When frustration with the system boils over, some vote for populist parties and politicians. But as my colleague Alex Kliment explains, other more imaginative types go a step further: they reject government authority altogether and set up their own self-styled states, some of them complete with their own flags, passports, and even currencies.


That’s what thousands of disaffected Germans have done as part of the loosely affiliated “Reichsbürger Movement,” established on the principle that the German government created after World War Two is illegitimate and that the German Empire is still legally in force. Near the city of Wittenberg in the former East Germany, a local man has crowned himself monarch of the “Kingdom of Germany,” a would-be state of 250 people who no longer pay German taxes or carry German identification papers. There are dozens of other such entities scattered across the country.

The Reichsbürger  (literally, “Reich citizens”) movement dates to the 1980s, but its ranks, mainly rightwing sympathizers, have nearly doubled to 16,500 people since 2016 as broader anti-establishment sentiment has grown throughout Germany. The authorities say that about 900 members are considered extremists and that gun ownership rates in the movement are more than triple the national average of 2 percent. Last year, a Reichsbürgermember was given a life sentence for killing a policeman.

On the one hand, the Reichsbürger – like the “Sovereign Citizens” movement in the US, the “Freemen-on-the-Land” throughout the former British empire, or even the nice Norwegian lady who established the short-lived enclave of Niceland – are a weird sort of curiosity. Peter I of the Kingdom of Germany is recognized by no other governments or states.

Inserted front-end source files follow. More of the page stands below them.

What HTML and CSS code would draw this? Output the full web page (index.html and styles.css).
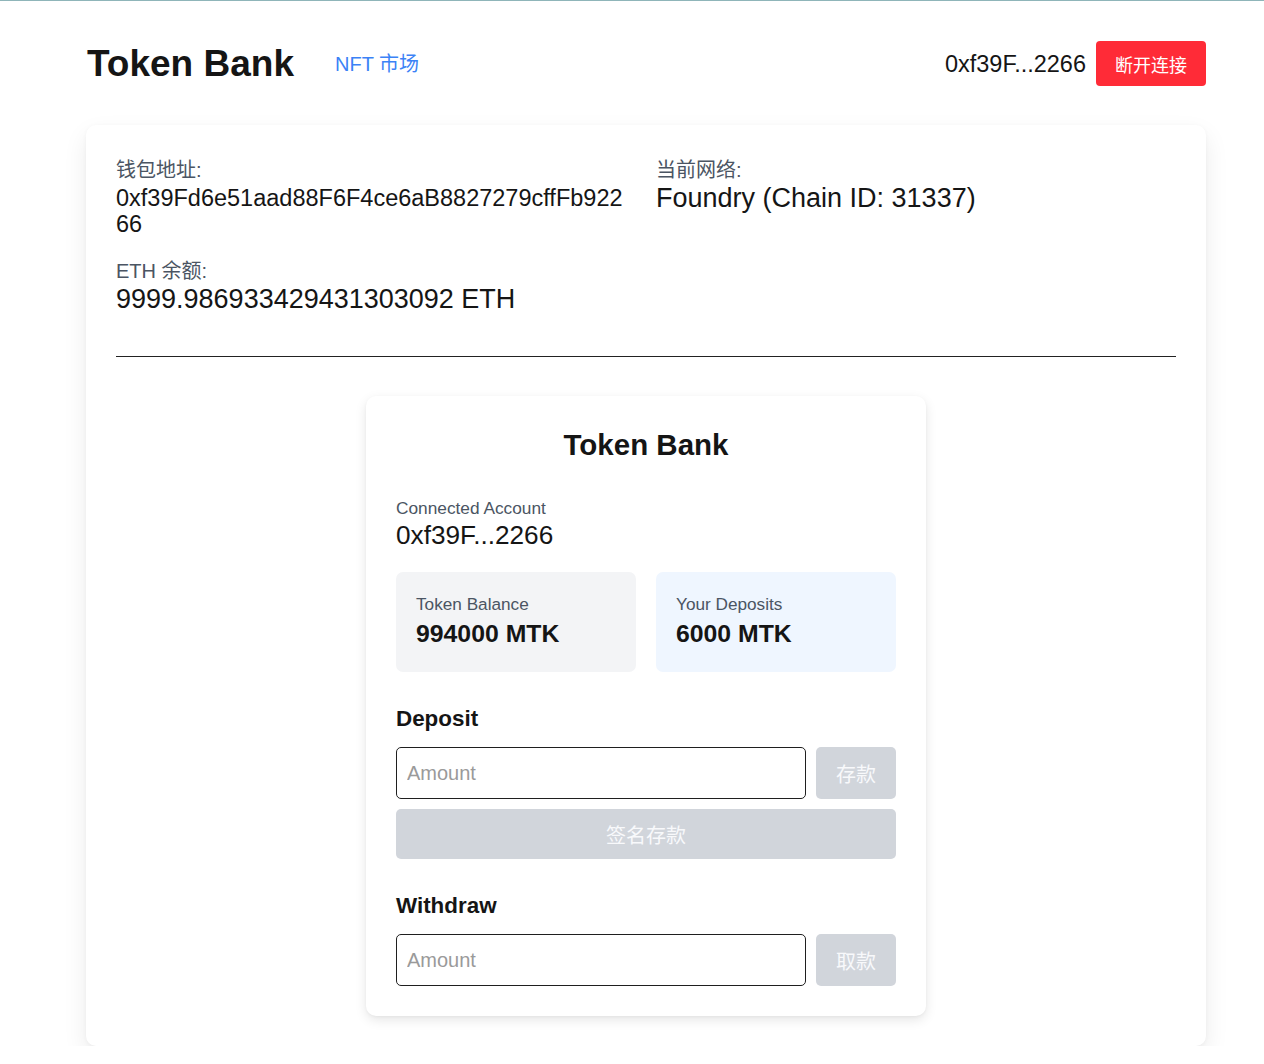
FILE: index.html
```html
<!DOCTYPE html>
<html lang="zh-CN">
<head>
<meta charset="utf-8">
<title>Token Bank</title>
<link rel="stylesheet" href="styles.css">
</head>
<body>
<div class="page">
  <header class="topbar">
    <div class="brand">
      <h1 class="logo">Token Bank</h1>
      <a class="nav-link" href="#">NFT 市场</a>
    </div>
    <div class="account">
      <span class="account-addr">0xf39F...2266</span>
      <button class="btn-disconnect">断开连接</button>
    </div>
  </header>

  <main class="card">
    <section class="info-grid">
      <div class="info-item">
        <div class="info-label">钱包地址:</div>
        <div class="info-value addr">0xf39Fd6e51aad88F6F4ce6aB8827279cffFb92266</div>
      </div>
      <div class="info-item">
        <div class="info-label">当前网络:</div>
        <div class="info-value big">Foundry (Chain ID: 31337)</div>
      </div>
      <div class="info-item">
        <div class="info-label">ETH 余额:</div>
        <div class="info-value big">9999.986933429431303092 ETH</div>
      </div>
    </section>

    <hr class="divider">

    <section class="bank-wrap">
      <div class="bank">
        <h2 class="bank-title">Token Bank</h2>
        <div class="conn">
          <div class="conn-label">Connected Account</div>
          <div class="conn-value">0xf39F...2266</div>
        </div>
        <div class="stats">
          <div class="stat stat-gray">
            <div class="stat-label">Token Balance</div>
            <div class="stat-value">994000 MTK</div>
          </div>
          <div class="stat stat-blue">
            <div class="stat-label">Your Deposits</div>
            <div class="stat-value">6000 MTK</div>
          </div>
        </div>

        <div class="op">
          <h3 class="op-title">Deposit</h3>
          <div class="op-row">
            <input class="amount" type="text" placeholder="Amount">
            <button class="btn-gray btn-small" disabled>存款</button>
          </div>
          <button class="btn-gray btn-wide" disabled>签名存款</button>
        </div>

        <div class="op">
          <h3 class="op-title">Withdraw</h3>
          <div class="op-row">
            <input class="amount" type="text" placeholder="Amount">
            <button class="btn-gray btn-small" disabled>取款</button>
          </div>
        </div>
      </div>
    </section>
  </main>
</div>
</body>
</html>
```

FILE: styles.css
```css
* { box-sizing: border-box; }

html, body {
  margin: 0;
  padding: 0;
}

body {
  background: #ffffff;
  border-top: 1px solid #8fb5b9;
  font-family: "Liberation Sans", "Noto Sans CJK SC", Arial, sans-serif;
  color: #151515;
}

.page {
  width: 1120px;
  margin: 0 58px 0 86px;
  padding-top: 40px;
}

/* Header */
.topbar {
  display: flex;
  align-items: center;
  justify-content: space-between;
  height: 45px;
}

.brand {
  display: flex;
  align-items: center;
}

.logo {
  margin: 0;
  font-size: 37px;
  line-height: 40px;
  font-weight: 700;
  color: #151515;
  padding-left: 1px;
}

.nav-link {
  margin-left: 41px;
  font-size: 20px;
  line-height: 28px;
  color: #3b82f6;
  text-decoration: none;
}

.account {
  display: flex;
  align-items: center;
  gap: 10px;
}

.account-addr {
  font-size: 23.5px;
  line-height: 30px;
  color: #151515;
}

.btn-disconnect {
  height: 45px;
  width: 110px;
  border: none;
  border-radius: 4px;
  background: #ff2b37;
  color: #ffffff;
  font-family: "Liberation Sans", "Noto Sans CJK SC", sans-serif;
  font-size: 18px;
  padding: 0;
  cursor: pointer;
}

/* Main card */
.card {
  margin-top: 39px;
  background: #ffffff;
  border-radius: 10px;
  padding: 30px;
  box-shadow: 0 10px 24px rgba(0, 0, 0, 0.08), 0 1px 4px rgba(0, 0, 0, 0.04);
}

.info-grid {
  display: grid;
  grid-template-columns: 1fr 1fr;
  column-gap: 20px;
  row-gap: 19px;
}

.info-label {
  font-size: 20px;
  line-height: 30px;
  color: #4b5563;
}

.info-value {
  color: #151515;
}

.info-value.addr {
  font-size: 23.5px;
  line-height: 26px;
  word-break: break-all;
  padding-right: 8px;
}

.info-value.big {
  font-size: 27px;
  line-height: 26px;
}

.divider {
  margin: 44px 0 0;
  border: none;
  border-top: 1px solid #222;
  height: 0;
}

/* Bank panel */
.bank-wrap {
  display: flex;
  justify-content: center;
  padding-top: 39px;
}

.bank {
  width: 560px;
  background: #ffffff;
  border-radius: 10px;
  padding: 30px;
  box-shadow: 0 4px 12px rgba(0, 0, 0, 0.1), 0 1px 3px rgba(0, 0, 0, 0.04);
}

.bank-title {
  margin: 0;
  text-align: center;
  font-size: 29.5px;
  line-height: 38px;
  font-weight: 700;
  color: #151515;
}

.conn {
  margin-top: 32px;
}

.conn-label {
  font-size: 17.3px;
  line-height: 24px;
  color: #4b5563;
}

.conn-value {
  font-size: 26.2px;
  line-height: 30px;
  color: #151515;
}

.stats {
  margin-top: 22px;
  display: grid;
  grid-template-columns: 1fr 1fr;
  gap: 20px;
}

.stat {
  height: 100px;
  border-radius: 7px;
  padding: 20px;
}

.stat-gray { background: #f3f4f6; }
.stat-blue { background: #eff6ff; }

.stat-label {
  font-size: 17.2px;
  line-height: 24px;
  color: #4b5563;
}

.stat-value {
  font-size: 24.8px;
  line-height: 36px;
  font-weight: 700;
  color: #151515;
}

.op {
  margin-top: 32px;
}

.op-title {
  margin: 0 0 13px;
  font-size: 22.4px;
  line-height: 30px;
  font-weight: 700;
  color: #151515;
}

.op-row {
  display: flex;
  gap: 10px;
}

.amount {
  flex: 1;
  min-width: 0;
  height: 52px;
  border: 1px solid #1f1f1f;
  border-radius: 5px;
  padding: 0 10px;
  font-family: "Liberation Sans", "Noto Sans CJK SC", sans-serif;
  font-size: 20px;
  color: #151515;
  outline: none;
}

.amount::placeholder {
  color: #9a9a9a;
}

.btn-gray {
  border: none;
  border-radius: 5px;
  background: #d1d5db;
  color: #f8f9fb;
  font-family: "Liberation Sans", "Noto Sans CJK SC", sans-serif;
  font-size: 20px;
  padding: 0;
}

.btn-small {
  width: 80px;
  height: 52px;
}

.btn-wide {
  display: block;
  width: 100%;
  height: 50px;
  margin-top: 10px;
}
```
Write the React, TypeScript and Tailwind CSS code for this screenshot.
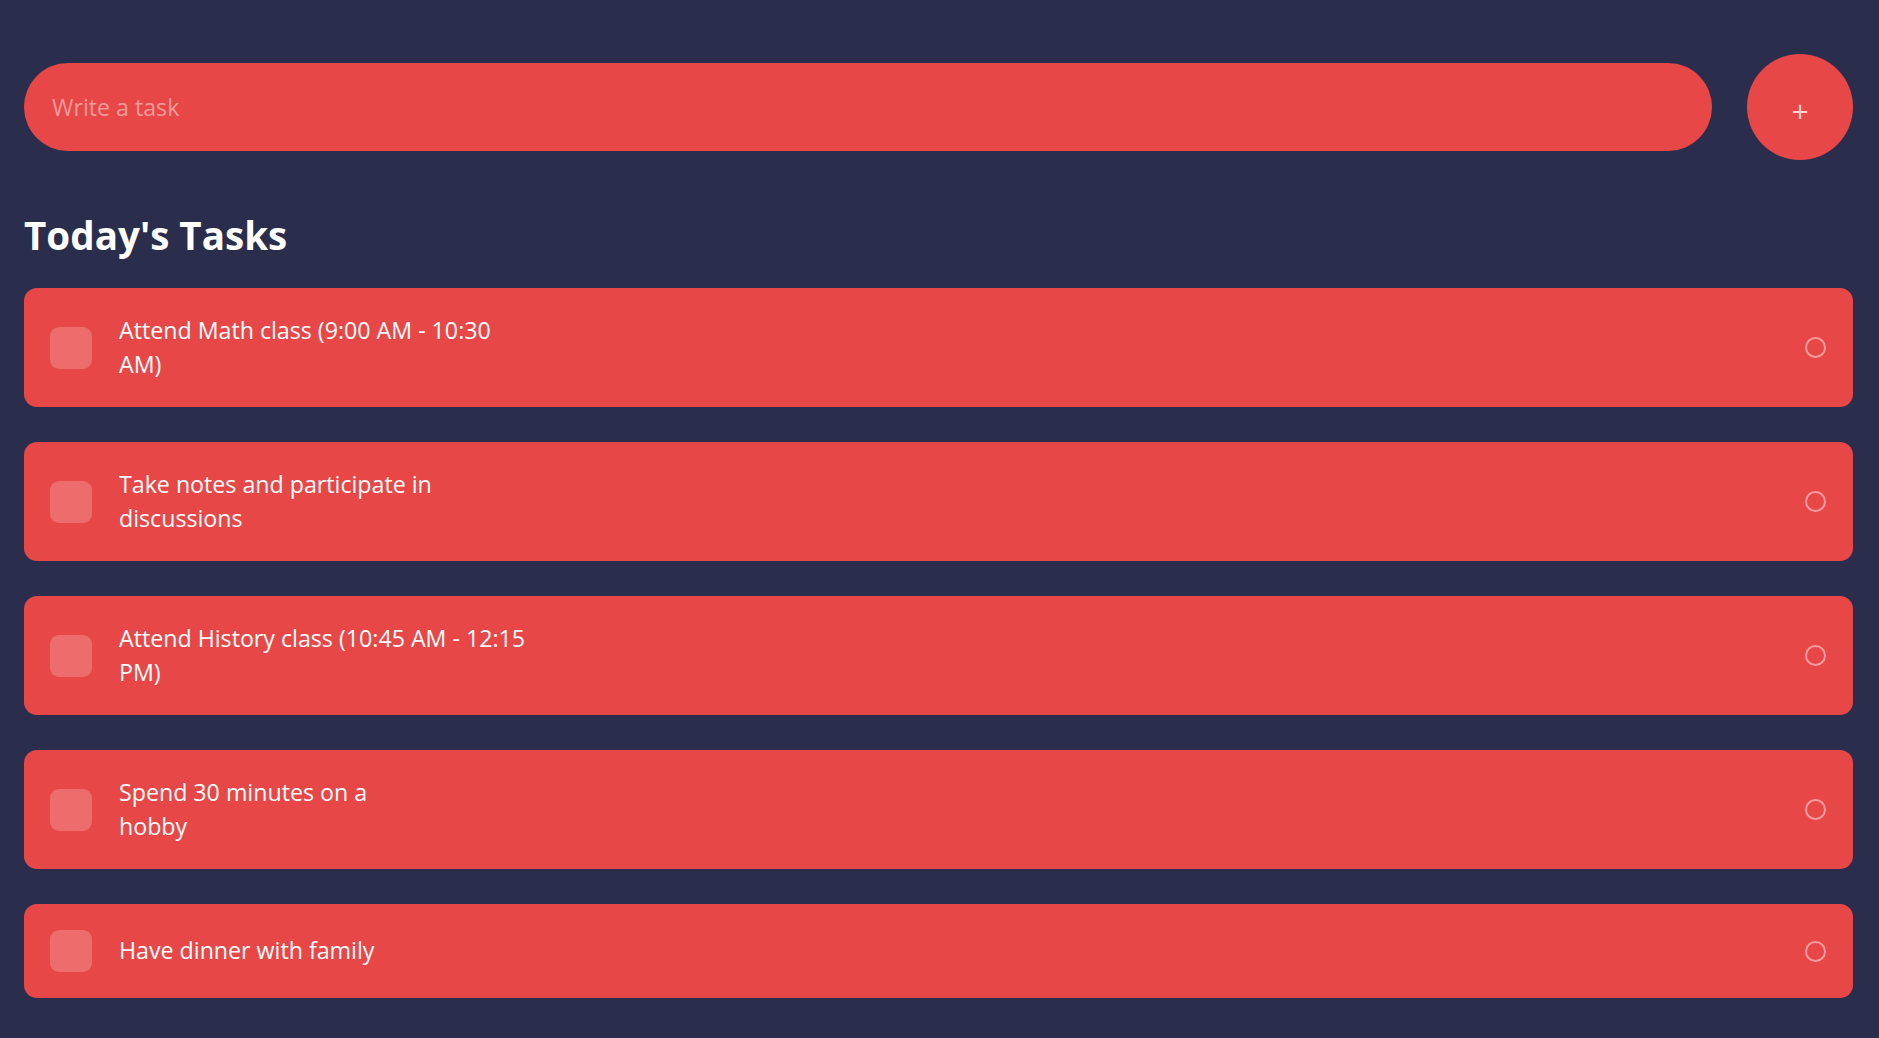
const tasks: string[][] = [
  ["Attend Math class (9:00 AM - 10:30", "AM)"],
  ["Take notes and participate in", "discussions"],
  ["Attend History class (10:45 AM - 12:15", "PM)"],
  ["Spend 30 minutes on a", "hobby"],
  ["Have dinner with family"],
];

function TaskItem({ lines }: { lines: string[] }) {
  return (
    <div className="flex items-center justify-between rounded-[13px] bg-[#e84747] py-[26px] pl-[26px] pr-[27px]">
      <div className="flex items-center">
        <div className="h-[42px] w-[42px] shrink-0 rounded-[9px] bg-[#ed6c6c]" />
        <p className="ml-[27px] text-[23.2px] leading-[33.5px] text-white">
          {lines.map((l, i) => (
            <span key={i} className="block">
              {l}
            </span>
          ))}
        </p>
      </div>
      <div className="h-[21px] w-[21px] rounded-full border-[2.5px] border-[#f39d9d]" />
    </div>
  );
}

export default function App() {
  return (
    <div
      className="min-h-screen bg-[#2a2d4b] pl-6 pr-[26px] pt-[54px] pb-10"
      style={{ fontFamily: "'Open Sans', 'Noto Sans', sans-serif" }}
    >
      {/* Input row */}
      <div className="flex items-center gap-[35px]">
        <input
          type="text"
          placeholder="Write a task"
          className="h-[88px] flex-1 rounded-full bg-[#e84747] pl-[28px] text-[23.2px] text-white outline-none placeholder:text-[#f19a9a]"
        />
        <button className="flex h-[106px] w-[106px] shrink-0 items-center justify-center rounded-full bg-[#e84747] pt-[8px] text-[30px] font-normal leading-none text-[#f8d4d4]">
          +
        </button>
      </div>

      {/* Title */}
      <h1 className="mt-[51px] mb-[29px] text-[38.6px] font-bold leading-[48px] text-white">
        Today's Tasks
      </h1>

      {/* List */}
      <div className="flex flex-col gap-[35px]">
        {tasks.map((t, i) => (
          <TaskItem key={i} lines={t} />
        ))}
      </div>
    </div>
  );
}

But in a world where every level of political organization seems to be chafing against the authority of the level above it – countries against multinational unions, regions against countries, states against federal governments, and even cities against their surrounding regions and countries – they are the ultimate, if quixotic, expression of individual sovereignty. The “Reichsbürger Movement” involves thousands of people and continues to grow.

In a world where social media helps citizens with grievances find one another more easily than ever, where the Internet can give alternative narratives of sovereignty a new kind of authority, and where even guns and bullets can now be printed at home, we can expect more of these sorts of movements around the world in the coming years.